If we learn to undertake civil disagreement and civic friendship as Americans and constructively governing amid our disagreements, we will have learned to critically assess our own civic views while hearing out those of fellow citizens. This effort to renew a serious, balanced civic education now should utilize the 250th anniversary to highlight that the nation’s civic founding took place across two decades. Given our civics ignorance and civic crisis, we need to commemorate the entire founding, from declaring independence in 1776 to ratifying the Bill of Rights in 1791. That scale of commemorations shows teachers, school leaders, community leaders and students that the American journey of the founding — from 1776 to completing our constitutional structure in 1791 — is one of argument, achievement, reform and continued debate.

How can educators teach civic ideals like liberty and equality while also helping students grapple with the founding-era context on and limits for those ideals?
The reflective patriotism Tocqueville praises about the Americans, featured in the EAD civics model, includes a commitment to America as e pluribus unum (out of many, one). The national motto of unity from pluralism initially addressed federalism, forging a republic of state republics. Across our centuries of diverse immigration, we have added the task of making one people out of the many backgrounds, civilizations and views we comprise as “We the People.” One challenge today is that some voices in civic education debates emphasize predominantly the unum (one) under a dominant creed and historical narrative. Others emphasize the pluribus (many), particularly historically marginalized groups and identities.

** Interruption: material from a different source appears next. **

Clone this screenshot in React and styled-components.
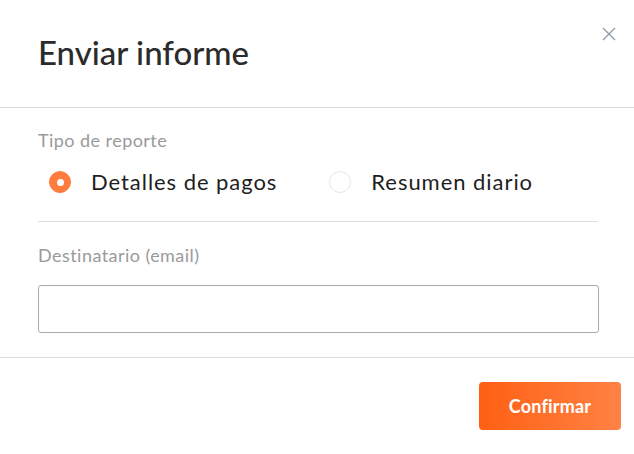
import React, { useState } from 'react';
import styled, { createGlobalStyle } from 'styled-components';

const GlobalStyle = createGlobalStyle`
  html, body {
    margin: 0;
    padding: 0;
    background: #ffffff;
  }
  body {
    font-family: Lato, "Open Sans", sans-serif;
  }
  * {
    box-sizing: border-box;
  }
`;

const Modal = styled.div`
  width: 634px;
  height: 454px;
  background: #fff;
  border-radius: 8px;
  position: relative;
  display: flex;
  flex-direction: column;
`;

const Header = styled.div`
  height: 108px;
  padding: 31px 38px 0;
  border-bottom: 1px solid #dcdcdc;
`;

const Title = styled.h2`
  margin: 0;
  font-size: 33px;
  font-weight: 500;
  color: #2b2b2b;
  line-height: 42px;
`;

const CloseButton = styled.button`
  position: absolute;
  top: 23px;
  right: 14px;
  width: 22px;
  height: 22px;
  padding: 0;
  border: none;
  background: none;
  cursor: pointer;
  display: flex;
  align-items: center;
  justify-content: center;
`;

const Body = styled.div`
  padding: 20px 36px 0 38px;
  height: 250px;
  border-bottom: 1px solid #dcdcdc;
`;

const Label = styled.div`
  font-size: 18px;
  letter-spacing: 0.45px;
  color: #9a9a9a;
  line-height: 24px;
`;

const RadioGroup = styled.div`
  display: flex;
  align-items: flex-start;
  gap: 52px;
  padding: 15px 0 0 11px;
  height: 70px;
  border-bottom: 1px solid #dedede;
`;

const RadioOption = styled.label`
  display: flex;
  align-items: center;
  gap: 20px;
  cursor: pointer;
  font-size: 22px;
  letter-spacing: 0.95px;
  color: #1e1e1e;
  line-height: 30px;
`;

const RadioCircle = styled.span`
  width: 22px;
  height: 22px;
  flex: none;
  border-radius: 50%;
  display: inline-flex;
  align-items: center;
  justify-content: center;
  background: ${p => (p.$checked ? '#ff7b3e' : '#fff')};
  border: 1px solid ${p => (p.$checked ? '#ff7b3e' : '#e6e6e6')};

  &::after {
    content: '';
    width: 7px;
    height: 7px;
    border-radius: 50%;
    background: #fff;
    display: ${p => (p.$checked ? 'block' : 'none')};
  }
`;

const Field = styled.div`
  padding-top: 21px;
`;

const EmailInput = styled.input`
  display: block;
  width: 561px;
  height: 48px;
  margin-top: 18px;
  border: 1px solid #a9a9a9;
  border-radius: 3px;
  padding: 0 12px;
  font-size: 16px;
  font-family: inherit;
  outline: none;
`;

const Footer = styled.div`
  display: flex;
  justify-content: flex-end;
  padding: 24px 13px 0;
`;

const ConfirmButton = styled.button`
  width: 142px;
  height: 48px;
  border: none;
  border-radius: 4px;
  background: linear-gradient(90deg, #ff6012, #ff8245);
  color: #fff;
  font-family: inherit;
  font-size: 18px;
  font-weight: 700;
  letter-spacing: 0.2px;
  cursor: pointer;
`;

const options = ['Detalles de pagos', 'Resumen diario'];

const App = () => {
  const [selected, setSelected] = useState(0);
  return (
    <>
      <GlobalStyle />
      <Modal>
        <CloseButton aria-label="Cerrar">
          <svg width="14" height="14" viewBox="0 0 14 14">
            <path d="M1 1 L13 13 M13 1 L1 13" stroke="#8e9aa6" strokeWidth="1.3" fill="none" />
          </svg>
        </CloseButton>
        <Header>
          <Title>Enviar informe</Title>
        </Header>
        <Body>
          <Label>Tipo de reporte</Label>
          <RadioGroup>
            {options.map((opt, i) => (
              <RadioOption key={opt} onClick={() => setSelected(i)}>
                <RadioCircle $checked={selected === i} />
                {opt}
              </RadioOption>
            ))}
          </RadioGroup>
          <Field>
            <Label>Destinatario (email)</Label>
            <EmailInput type="email" />
          </Field>
        </Body>
        <Footer>
          <ConfirmButton>Confirmar</ConfirmButton>
        </Footer>
      </Modal>
    </>
  );
};

export default App;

A serious K-12 American civic education must emphasize both while keeping a dynamic balance. We must know and appreciate our common ground and shared history to include our legacy of excluding from full citizenship slaves, women, racial and ethnic minorities, and religious minorities. Yet great civic exemplars teach a lesson of civic hope, addressing these exclusions as un-American. Martin Luther King, Jr., the last of these great leaders, stood in 1963 at the Lincoln Memorial on the National Mall to argue that achieving the American dream means we all must stand in Lincoln’s symbolic shadow.

If we learn to undertake civil disagreement and civic friendship as Americans and constructively governing amid our disagreements, we will have learned to critically assess our own civic views while hearing out those of fellow citizens.

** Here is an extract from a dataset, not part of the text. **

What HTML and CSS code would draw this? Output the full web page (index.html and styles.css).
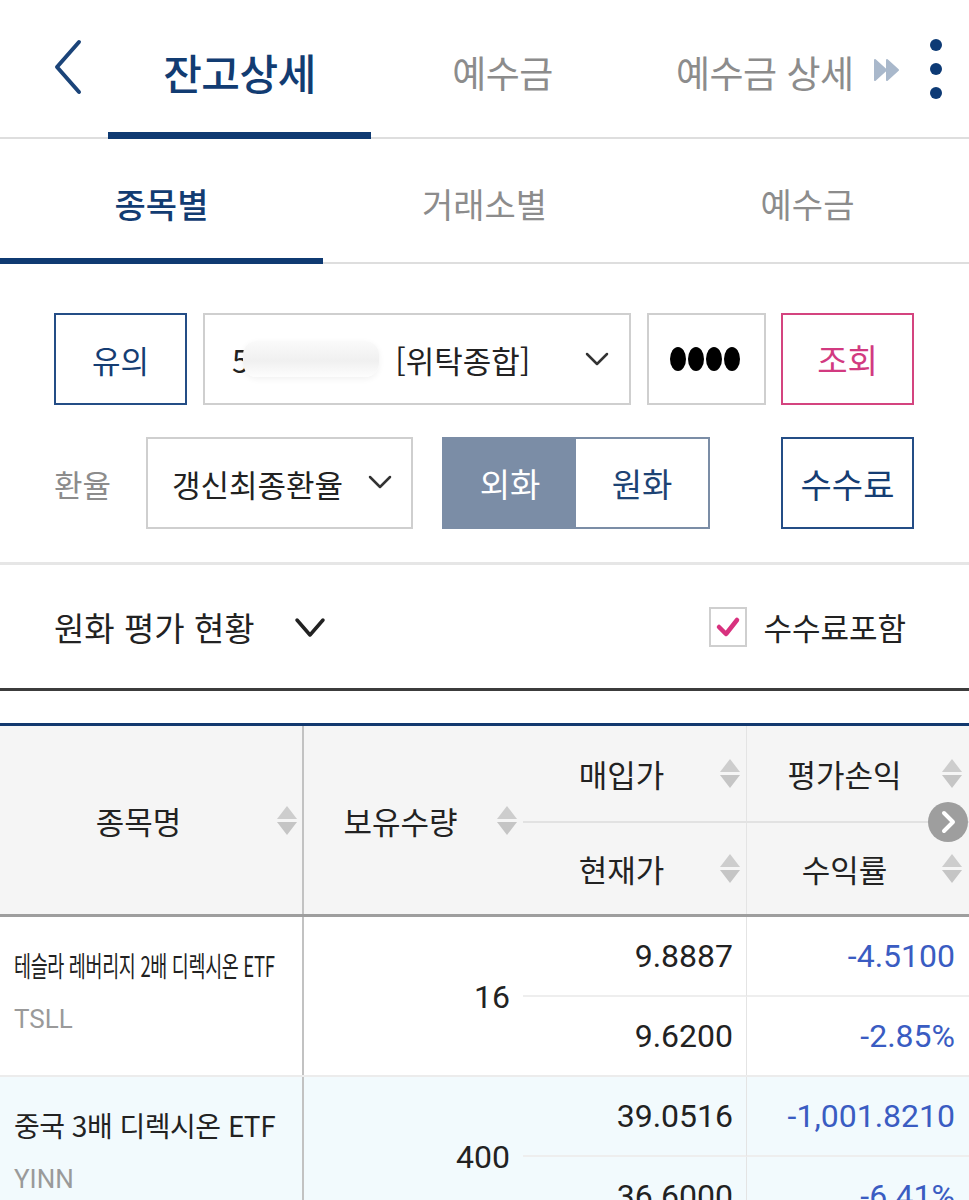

What does healthy civic disagreement look like in a classroom?
The EAD model offers guidelines to approach this important aim of American civics from the earliest elementary grades. Differing emphases and approaches are appropriate by grade band. For grades 6-8 and 9-12, where disagreement and discussion is most appropriate for civic learning, the full set of civic virtues needs to be taught and practiced. We should emphasize that civil disagreement across divergent views produced the Declaration, the Constitution and its ratification, the Bill of Rights, and every subsequent milestone of American civic and political life for a quarter millennium; and the greatest failing in this area yielded a Civil War that nearly terminated the American experiment in self-government.

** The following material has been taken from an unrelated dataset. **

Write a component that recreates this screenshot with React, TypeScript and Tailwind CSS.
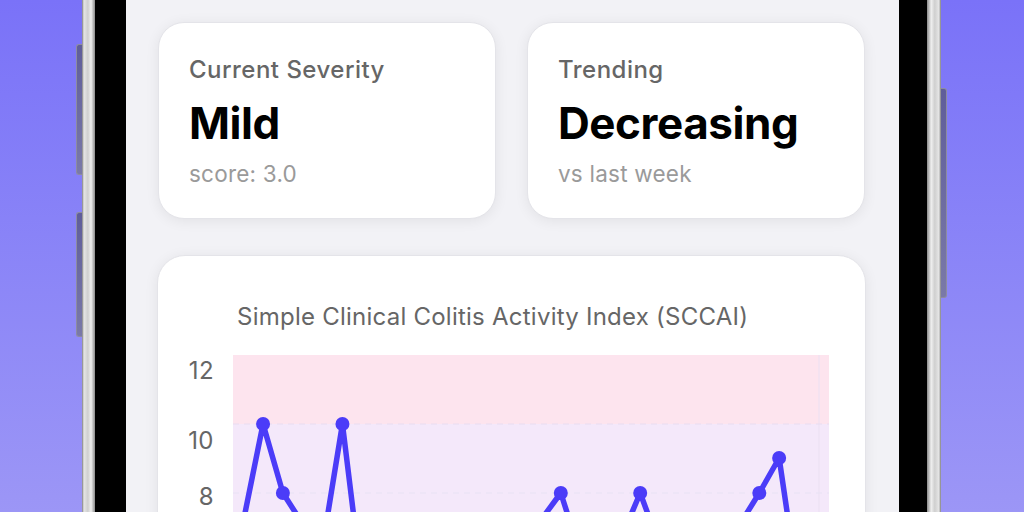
const XS = Array.from({ length: 30 }, (_, i) => 10.2 + 19.85 * i)

// page-y values minus the plot top (355)
const YS = [
  167, 69, 138, 169, 191, 69, 231, 240, 235, 245, 238, 242, 236, 240, 230, 165, 138, 200, 215, 185, 138,
  192, 230, 240, 215, 170, 138, 103, 238, 230,
]

const LINE = '#4b3cf8'

function StatCard({ label, value, sub }: { label: string; value: string; sub: string }) {
  return (
    <div className="w-[338px] h-[197px] rounded-[26px] bg-white border border-[#e4e4e9] shadow-[0_2px_14px_rgba(0,0,0,0.07)] pl-[30px] pt-[33px]">
      <div className="text-[24px] leading-[28px] font-medium tracking-[0.02em] text-[#666]">{label}</div>
      <div className="mt-[13px] text-[44px] leading-[52px] font-bold text-black tracking-[-0.01em]">{value}</div>
      <div className="mt-[11px] text-[22.5px] leading-[28px] tracking-[0.01em] text-[#9a9a9a]">{sub}</div>
    </div>
  )
}

function Chart() {
  const pts = XS.map((x, i) => `${x},${YS[i]}`).join(' ')
  return (
    <svg width="596" height="240" viewBox="0 0 596 240" className="block">
      <rect x="0" y="0" width="596" height="69" fill="#fde4ee" />
      <rect x="0" y="69" width="596" height="171" fill="#f4e8fa" />
      <line x1="586" y1="0" x2="586" y2="240" stroke="#ebe0f2" strokeWidth="1" />
      <line x1="0" y1="69" x2="596" y2="69" stroke="#e8dcf0" strokeWidth="1" strokeDasharray="6 5" />
      <line x1="0" y1="138" x2="596" y2="138" stroke="#e8e2f4" strokeWidth="1" strokeDasharray="6 5" />
      <polyline points={pts} fill="none" stroke={LINE} strokeWidth="5.5" strokeLinejoin="round" strokeLinecap="round" />
      {XS.map((x, i) => (
        <circle key={i} cx={x} cy={YS[i]} r="7" fill={LINE} />
      ))}
    </svg>
  )
}

export default function App() {
  return (
    <div
      className="h-[512px] w-[1024px] overflow-hidden flex bg-gradient-to-b from-[#7a72f8] to-[#9c96f6]"
      style={{ fontFamily: 'Inter, "Noto Sans", sans-serif' }}
    >
      <div className="w-[76px] shrink-0" />
      {/* left side buttons */}
      <div className="w-[6px] shrink-0 flex flex-col">
        <div className="mt-[44px] h-[131px] rounded-l-[3px] border border-r-0 border-[#8d8ca0] bg-gradient-to-b from-[#5f5d9a] to-[#7a79a8]" />
        <div className="mt-[37px] h-[125px] rounded-l-[3px] border border-r-0 border-[#8d8ca0] bg-gradient-to-b from-[#5f5d9a] to-[#7a79a8]" />
      </div>
      <div className="w-[13px] shrink-0 bg-[linear-gradient(to_right,#7d7d7d,#e6e6e6_15%,#cfcfcf_45%,#efefef_70%,#8a8a8a)]" />
      <div className="w-[31px] shrink-0 bg-black" />

      {/* screen */}
      <div className="w-[773px] shrink-0 bg-[#f2f2f6] px-[32px] pt-[22px]">
        <div className="flex gap-[31px]">
          <StatCard label="Current Severity" value="Mild" sub="score: 3.0" />
          <StatCard label="Trending" value="Decreasing" sub="vs last week" />
        </div>

        <div className="mt-[36px] -ml-px w-[709px] h-[400px] rounded-[28px] bg-white border border-[#e4e4e9] shadow-[0_2px_14px_rgba(0,0,0,0.07)] pt-[46px]">
          <div className="pl-[79px] text-[24px] leading-[30px] tracking-[0.01em] text-[#666]">
            Simple Clinical Colitis Activity Index (SCCAI)
          </div>
          <div className="mt-[23px] flex">
            <div className="w-[56px] shrink-0 text-right text-[24px] leading-[28px] tracking-[0.02em] text-[#666]">
              <div className="mt-[2px]">12</div>
              <div className="mt-[42px]">10</div>
              <div className="mt-[28px]">8</div>
            </div>
            <div className="ml-[19px]">
              <Chart />
            </div>
          </div>
        </div>
      </div>

      <div className="w-[28px] shrink-0 bg-black" />
      <div className="w-[14px] shrink-0 bg-[linear-gradient(to_right,#8a8a8a,#efefef_30%,#cfcfcf_55%,#e6e6e6_85%,#7d7d7d)]" />
      <div className="w-[6px] shrink-0 flex flex-col">
        <div className="mt-[88px] h-[210px] rounded-r-[3px] border border-l-0 border-[#8d8ca0] bg-gradient-to-b from-[#5f5d9a] to-[#7a79a8]" />
      </div>
    </div>
  )
}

Civic friendship across divergent principles and backgrounds, given a shared commitment to the American common ground of constitutional principles and norms, buttresses and celebrates the hard work of civil disagreement. Primary sources should lay the foundation for understanding why constructive listening and response, as well as reasonable, articulate statements of one’s own views or questions, are essential capacities in our complex constitutional order. Opportunities to practice civil disagreement in small groups, modeled on debates in 1776 and 1787 in Philadelphia, might be offered. Contemporary controversies might be approached once these civic virtues and capacities are familiar. The EAD implementation effort is developing curricula and assessing pilots across several states that emphasize articulating as well as listening to civic arguments, then evaluating diverse views and re-evaluating one’s own.

You’ve recently become director of the Center for American Civics that aims to support and strengthen “K-12 students’ knowledge of American civics and civil discourse skills.” How is the center working to implement those goals?
As founding director of a school of civic thought and leadership at Arizona State University, I established the Center for American Civics as a collaboration between experienced school teachers and professors with expertise in civic ideas and history. Other institutes employed this model, including the Center for Civic Education and Bill of Rights Institute. We built an online Civic Literary Curriculum with 563 lessons spanning kindergarten through adult learners. For America’s 250th, we began on July 4, 2025, a 250-episode podcast series, Civics in a Year, which culminates on July 4, 2026. We are interviewing a range of experts on crucial civic moments, ideas and leaders; it has generated over 13,000 downloads in its early months, reaching listeners in every state. The center also produced the first Arizona pocket constitution, to complement our department’s unique U.S. pocket constitution — which adds to the Declaration and Constitution, with all amendments, Lincoln’s Gettysburg Address and King’s “I Have a Dream,” speech, making a handy packet of American reflective patriotism and civil disagreement. Our in-person professional development workshops for teachers reach hundreds of educators each year, across the state and this year into Colorado and Nevada. For high school students, we offer a one-week Civic Leadership Institute in the summer focused on the American founding and its legacy, introducing civic knowledge and practice of civic virtues, including civil disagreement in either a moot court or a cabinet debate exercise
If you could improve one thing about how civic education is taught marking the 250th anniversary of the founding of the U.S. in California’s TK–12 schools today, what would it be and why?
The EAD report and “Teaching America” urge American leaders and communities to elevate the priority for civics given our poor state of civic literacy and civic commitment, and our disintegrating civic culture. School leaders, and civic and political leaders, should commit to revitalized civic education across the next 15 years, to 2041, echoing the time it took from the founding to the Bill of Rights, as a school-wide, district-wide and community priority, partnering with state, local government and civil society institutions. This effort would help restore broader confidence in public schools if civics is approached in the complex, balanced way recommended here.

A serious civic education also provides students the “durable skills” necessary for successful careers of all kinds, from higher education to vocational training to immediate employment. A renewed priority for civics yields healthier school cultures by emphasizing that all students, faculty and staff are citizens or aspiring citizens of the American experiment in self-government; we’re all in it together, and the liberties and security we enjoy, while not perfect, are the envy of billions across our planet.
Yet today the perpetuation of our forms of self-government is at stake, given our angry polarization and new technologies, but also the flagging civic commitment of so many Americans. It is in the enlightened self-interest of schools and school leaders to reprioritize civic education, to restore the civic mission of public schooling and to renew broader confidence in schools and improve school communities.

Responses have been edited for length.